Perhaps the most important reason that higher education often fails to live up to its promise is non-completion. More than a third of students don’t earn a degree within eight years of starting college, and only a minority finish on time. College dropouts face lower earnings and more difficulty paying down their debts, among other problems.

Analysts have devoted plenty of ink to the problem of college non-completion, why it persists, and how to turn things around. But it’s impossible to ignore one of the most fundamental factors behind non-completion: students who are less prepared for college are less likely to finish.

That’s one conclusion of a new report from the National Center for Education Statistics (NCES), which tracked a group of high schoolers through college and beyond. Roughly three-quarters of those students enrolled in postsecondary education, and among those 40 percent failed to earn a degree or certificate within eight years.

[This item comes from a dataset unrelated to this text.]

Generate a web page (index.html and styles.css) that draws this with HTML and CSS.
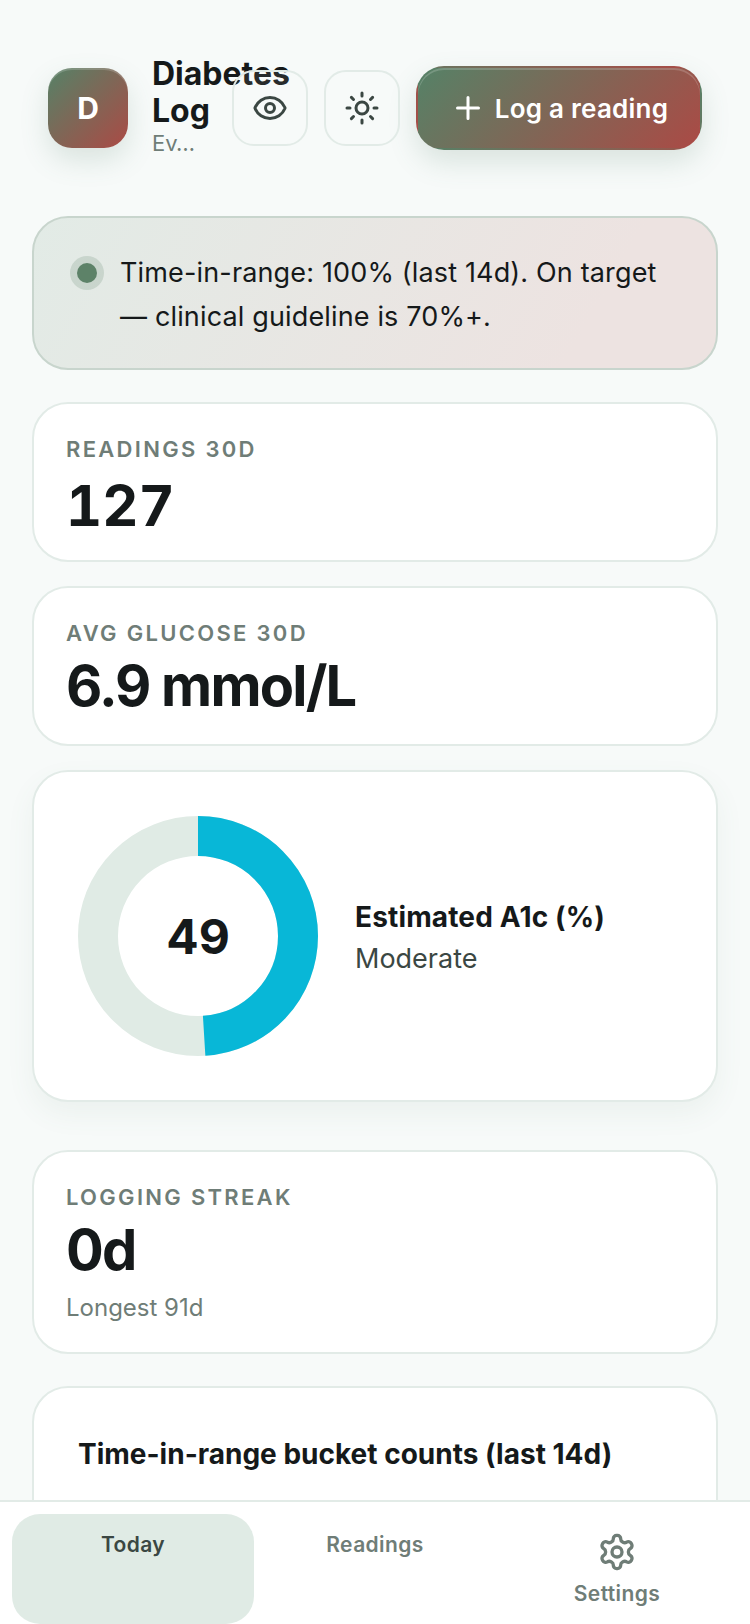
FILE: index.html
```html
<!DOCTYPE html>
<html lang="en">
<head>
<meta charset="utf-8">
<title>Diabetes Log</title>
<link rel="stylesheet" href="styles.css">
</head>
<body>
<div class="page">
  <header class="top">
    <div class="logo">D</div>
    <div class="brand">
      <div class="brand-title">Diabetes Log</div>
      <div class="brand-sub">Ev…</div>
    </div>
    <button class="icon-btn"><svg class="ico" viewBox="0 0 24 24"><path d="M2.06 12.35a1 1 0 0 1 0-.7 10.75 10.75 0 0 1 19.88 0 1 1 0 0 1 0 .7 10.75 10.75 0 0 1-19.88 0"/><circle cx="12" cy="12" r="3"/></svg></button>
    <button class="icon-btn"><svg class="ico" viewBox="0 0 24 24"><circle cx="12" cy="12" r="4"/><path d="M12 2v2M12 20v2M4.93 4.93l1.41 1.41M17.66 17.66l1.41 1.41M2 12h2M20 12h2M6.34 17.66l-1.41 1.41M19.07 4.93l-1.41 1.41"/></svg></button>
    <button class="cta"><svg class="ico" viewBox="0 0 24 24"><path d="M5 12h14M12 5v14"/></svg><span>Log a reading</span></button>
  </header>

  <main class="stack">
    <section class="alert">
      <span class="dot"></span>
      <p>Time-in-range: 100% (last 14d). On target<br>— clinical guideline is 70%+.</p>
    </section>

    <section class="card stat">
      <div class="label">READINGS 30D</div>
      <div class="value value-count">127</div>
    </section>

    <section class="card stat">
      <div class="label">AVG GLUCOSE 30D</div>
      <div class="value">6.9 mmol/L</div>
    </section>

    <section class="card donut-card">
      <div class="donut">
        <svg viewBox="0 0 240 240" width="240" height="240">
          <circle class="track" cx="120" cy="120" r="100"/>
          <circle class="arc" cx="120" cy="120" r="100" pathLength="100" stroke-dasharray="49 100" transform="rotate(-90 120 120)"/>
        </svg>
        <span class="donut-num">49</span>
      </div>
      <div class="donut-text">
        <div class="donut-title">Estimated A1c (%)</div>
        <div class="donut-sub">Moderate</div>
      </div>
    </section>

    <section class="card stat streak">
      <div class="label">LOGGING STREAK</div>
      <div class="value">0d</div>
      <div class="hint">Longest 91d</div>
    </section>

    <section class="card buckets">
      <h2>Time-in-range bucket counts (last 14d)</h2>
    </section>
  </main>
</div>

<nav class="tabs">
  <a class="tab active">Today</a>
  <a class="tab">Readings</a>
  <a class="tab"><svg class="gear" viewBox="0 0 24 24"><path d="M12.22 2h-.44a2 2 0 0 0-2 2v.18a2 2 0 0 1-1 1.73l-.43.25a2 2 0 0 1-2 0l-.15-.08a2 2 0 0 0-2.73.73l-.22.38a2 2 0 0 0 .73 2.73l.15.1a2 2 0 0 1 1 1.72v.51a2 2 0 0 1-1 1.74l-.15.09a2 2 0 0 0-.73 2.73l.22.38a2 2 0 0 0 2.73.73l.15-.08a2 2 0 0 1 2 0l.43.25a2 2 0 0 1 1 1.73V20a2 2 0 0 0 2 2h.44a2 2 0 0 0 2-2v-.18a2 2 0 0 1 1-1.73l.43-.25a2 2 0 0 1 2 0l.15.08a2 2 0 0 0 2.73-.73l.22-.39a2 2 0 0 0-.73-2.73l-.15-.08a2 2 0 0 1-1-1.74v-.5a2 2 0 0 1 1-1.74l.15-.09a2 2 0 0 0 .73-2.73l-.22-.38a2 2 0 0 0-2.73-.73l-.15.08a2 2 0 0 1-2 0l-.43-.25a2 2 0 0 1-1-1.73V4a2 2 0 0 0-2-2z"/><circle cx="12" cy="12" r="3"/></svg><span>Settings</span></a>
</nav>
</body>
</html>
```
FILE: styles.css
```css
* { box-sizing: border-box; }
html, body { margin: 0; height: 100%; overflow: hidden; }
body { background: #f7faf9; color: #15191a; font-family: Inter, "Liberation Sans", sans-serif; }
.page { padding: 50px 32px 0; }
.top { display: flex; align-items: center; gap: 16px; height: 116px; padding: 0 16px; margin-bottom: 50px; }
.logo { flex: none; width: 80px; height: 80px; border-radius: 24px; margin-right: 8px; display: flex; align-items: center; justify-content: center; color: #fff; font-size: 30px; font-weight: 700; background: linear-gradient(135deg, #558267, #ab4a45); box-shadow: inset 0 2px 0 rgba(255,255,255,.18), 0 12px 28px rgba(85,130,103,.18); }
.brand { flex: 1 1 0; min-width: 0; padding-bottom: 4px; }
.brand-title { font-size: 32px; font-weight: 700; line-height: 37px; }
.brand-sub { font-size: 22px; line-height: 28px; color: #6f7d77; white-space: nowrap; }
.icon-btn { flex: none; position: relative; width: 76px; height: 76px; border-radius: 22px; border: 2px solid #e2ebe7; background: rgba(255,255,255,.08); display: flex; align-items: center; justify-content: center; padding: 0; }
.ico { width: 36px; height: 36px; fill: none; stroke: #3b4743; stroke-width: 2; stroke-linecap: round; stroke-linejoin: round; }
.cta { flex: none; width: 286px; height: 84px; border: 2px solid transparent; border-radius: 28px; display: flex; align-items: center; justify-content: center; gap: 9px; padding: 0; color: #fff; font: 600 26px Inter, sans-serif; letter-spacing: .25px; background: linear-gradient(135deg, #558267, #ab4a45); box-shadow: inset 0 2px 0 rgba(255,255,255,.18), 0 12px 28px rgba(85,130,103,.18); }
.cta .ico { stroke: #fff; }
.stack { display: flex; flex-direction: column; gap: 24px; }
.alert { display: flex; gap: 16px; height: 154px; padding: 33px 36px; border: 2px solid #c8d5cd; border-radius: 36px; background: linear-gradient(120deg, #e2ebe6, #ede3e1 80%); margin-bottom: 8px; }
.alert p { margin: 0; font-size: 27px; line-height: 44px; color: #15191a; letter-spacing: .15px; white-space: nowrap; }
.dot { flex: none; width: 20px; height: 20px; margin: 12px 7px 0 7px; border-radius: 50%; background: #5d8268; box-shadow: 0 0 0 7px rgba(93,130,104,.2); }
.card { background: #fff; border: 2px solid #e2ebe7; border-radius: 36px; }
.stat { height: 160px; padding: 31px 32px; }
.label { font-size: 22px; font-weight: 600; letter-spacing: 2.3px; color: #6f7d77; line-height: 28px; }
.value { font-size: 56px; font-weight: 700; line-height: 68px; letter-spacing: -1.8px; margin-top: 5px; }
.value-count { font-variant-numeric: tabular-nums; letter-spacing: 0; margin-top: 9px; }
.donut-card { height: 332px; padding: 44px; display: flex; align-items: center; gap: 37px; box-shadow: 0 12px 28px rgba(85,130,103,.07); margin-bottom: 24px; }
.donut { position: relative; flex: none; width: 240px; height: 240px; }
.donut svg { display: block; }
.track, .arc { fill: none; stroke-width: 40; }
.track { stroke: #e0ebe5; }
.arc { stroke: #08b7d7; }
.donut-num { position: absolute; inset: 0; display: flex; align-items: center; justify-content: center; font-size: 48px; font-weight: 700; }
.donut-text { padding-top: 4px; }
.donut-title { font-size: 28px; font-weight: 700; line-height: 42px; letter-spacing: .15px; }
.donut-sub { font-size: 27px; line-height: 42px; color: #3b4743; }
.streak { height: 204px; margin-bottom: 8px; }
.hint { font-size: 24px; line-height: 32px; color: #6f7d77; margin-top: 8px; }
.buckets { height: 400px; padding: 44px; }
.buckets h2 { margin: 0; font-size: 28px; line-height: 44px; font-weight: 700; }
.tabs { position: fixed; left: 0; right: 0; bottom: 0; height: 124px; background: #fff; border-top: 2px solid #e2ebe7; display: grid; grid-template-columns: repeat(3, 1fr); padding: 12px 12px 0; }
.tab { display: flex; flex-direction: column; align-items: center; gap: 8px; padding-top: 17px; font-size: 21px; font-weight: 600; line-height: 28px; color: #6f7d77; border-radius: 28px; letter-spacing: .4px; }
.tab.active { background: #e0ebe5; color: #3b4743; }
.gear { width: 40px; height: 40px; margin-top: 1px; fill: none; stroke: #6f7d77; stroke-width: 2; stroke-linecap: round; stroke-linejoin: round; }
```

But different groups of students have vastly different completion rates, and no factor is as important as the student’s high school GPA. Among students with an “A” average (GPA of 3.5 or higher), nearly 90 percent finished college. But among students with a “C” average or worse (GPA of 2.5 or lower), two-thirds of those who started college failed to earn a degree or certificate at all.

To be sure, other student characteristics correlate with high school GPA, so it’s possible some of the gap is due to these other factors. But the gap in college completion rates between students with the highest and lowest GPAs is far greater than the gaps along racial or socioeconomic dimensions. For college completion, high school GPA seems to matter more.

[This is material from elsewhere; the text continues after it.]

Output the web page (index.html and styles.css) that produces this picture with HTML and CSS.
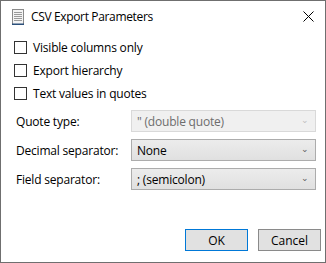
FILE: index.html
```html
<!DOCTYPE html>
<html lang="en">
<head>
    <meta charset="UTF-8">
    <title>CSV Export Parameters</title>
    <link rel="stylesheet" href="styles.css">
</head>
<body>
    <div class="window">
        <div class="title-bar">
            <svg class="app-icon" width="12" height="16" viewBox="0 0 12 16">
                <rect x="0.5" y="0.5" width="11" height="15" fill="#f4f4f4" stroke="#8a8a8a"/>
                <rect x="2" y="3" width="8" height="1" fill="#9a9a9a"/>
                <rect x="2" y="5" width="8" height="1" fill="#9a9a9a"/>
                <rect x="2" y="7" width="8" height="1" fill="#9a9a9a"/>
                <rect x="2" y="9" width="8" height="1" fill="#9a9a9a"/>
                <rect x="2" y="11" width="8" height="1" fill="#9a9a9a"/>
                <rect x="0" y="14.5" width="12" height="1.5" fill="#2b4f7a"/>
            </svg>
            <span class="title">CSV Export Parameters</span>
            <svg class="close" width="11" height="11" viewBox="0 0 11 11">
                <path d="M0.5 0.5 L10.5 10.5 M10.5 0.5 L0.5 10.5" stroke="#000" stroke-width="1"/>
            </svg>
        </div>

        <div class="content">
            <div class="checks">
                <label class="check"><span class="box"></span>Visible columns only</label>
                <label class="check"><span class="box"></span>Export hierarchy</label>
                <label class="check"><span class="box"></span>Text values in quotes</label>
            </div>

            <div class="form">
                <span class="field-label">Quote type:</span>
                <div class="select disabled"><span>" (double quote)</span><span class="arrow">&#8964;</span></div>
                <span class="field-label">Decimal separator:</span>
                <div class="select"><span>None</span><span class="arrow">&#8964;</span></div>
                <span class="field-label">Field separator:</span>
                <div class="select"><span>; (semicolon)</span><span class="arrow">&#8964;</span></div>
            </div>

            <div class="buttons">
                <button class="btn default">OK</button>
                <button class="btn">Cancel</button>
            </div>
        </div>
    </div>
</body>
</html>
```

FILE: styles.css
```css
* {
    margin: 0;
    padding: 0;
    box-sizing: border-box;
}

body {
    font-family: "Open Sans", "Noto Sans", Arial, sans-serif;
    font-size: 12px;
    color: #000;
    background: #fff;
}

.window {
    width: 326px;
    height: 263px;
    border: 1px solid #6f6f6f;
    display: flex;
    flex-direction: column;
}

.title-bar {
    height: 30px;
    display: flex;
    align-items: center;
    padding: 0 10px 0 11px;
}

.app-icon {
    margin-top: 1px;
}

.title {
    margin-left: 7px;
    flex: 1;
    letter-spacing: -0.35px;
}

.close {
    margin-right: 1px;
}

.content {
    flex: 1;
    padding: 8px 9px 0 13px;
    display: flex;
    flex-direction: column;
}

.checks {
    display: flex;
    flex-direction: column;
    gap: 6px;
}

.check {
    display: flex;
    align-items: center;
    height: 17px;
    gap: 6px;
    letter-spacing: -0.2px;
}

.box {
    width: 13px;
    height: 13px;
    border: 1px solid #333;
    background: #fff;
}

.form {
    margin-top: 8px;
    display: grid;
    grid-template-columns: 117px 185px;
    row-gap: 7px;
    align-items: center;
}

.field-label {
    padding-left: 2px;
    letter-spacing: -0.2px;
}

.select {
    height: 22px;
    border: 1px solid #acacac;
    background: linear-gradient(#ececec, #e0e0e0);
    display: flex;
    align-items: center;
    justify-content: space-between;
    padding: 0 6px 0 5px;
    letter-spacing: -0.2px;
}

.select.disabled {
    background: #f0f0f0;
    border-color: #d9d9d9;
    color: #6d6d6d;
}

.arrow {
    font-size: 9px;
    color: #606060;
    line-height: 1;
    margin-top: -4px;
}

.select.disabled .arrow {
    color: #bfbfbf;
}

.buttons {
    margin-top: auto;
    margin-bottom: 11px;
    margin-right: -5px;
    display: flex;
    justify-content: flex-end;
    gap: 10px;
}

.btn {
    width: 63px;
    height: 22px;
    border: 1px solid #8a8a8a;
    background: #e1e1e1;
    font-family: inherit;
    font-size: 12px;
    color: #000;
}

.btn.default {
    border: 1px solid #0078d7;
}
```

The reasons are obvious. College-level coursework can be rigorous. It demands a sufficient knowledge base and appropriate study habits. High school GPA, to an extent, is a signal for those characteristics. It demonstrates not just a student’s capacity to learn the material, but a willingness to show up to class and complete assignments on time. Those habits are indispensable in higher education.

Unfortunately, high school GPA’s utility as a signal is eroding. As former Institute of Education Sciences director Mark Schneider has pointed out, the average high schooler’s GPA is climbing. Yet more objective assessments of students’ knowledge show flat or declining trends. In other words, students are receiving higher grades, but they aren’t learning more.

Grade inflation is happening at the college level, too. College completion rates have ticked-up a few percentage points over the past two decades, but this is mostly down to easier grading, according to a recent analysis. If students complete college at higher rates, but don’t actually learn any more, that somewhat defeats the purpose of higher education as an avenue to a more knowledgeable workforce and a stronger economy.

The lesson should be different. First, policymakers ought to understand that K-12 education is critical to college completion. If the goal is to raise college graduation rates, we must ensure that students possess an adequate knowledge base and good study habits before they ever set foot on a college campus. Neglecting the K-12 side and trying to make up for it in the college years is usually too late.

Second, we should recognize that college shouldn’t be the only path for students exiting high school, or even the primary path. Even accounting for improvements in K-12 education, it’s fine to acknowledge that the traditional academic setting isn’t everyone’s forte. But that means policymakers ought to work on expanding non-college pathways into the labor force so people who excel outside the world of academia can still enjoy a good middle-class career.

College noncompletion continues to be a major problem, and it’s most acute for students with the lowest high school GPAs. But perhaps it’s time to look for solutions outside of higher education.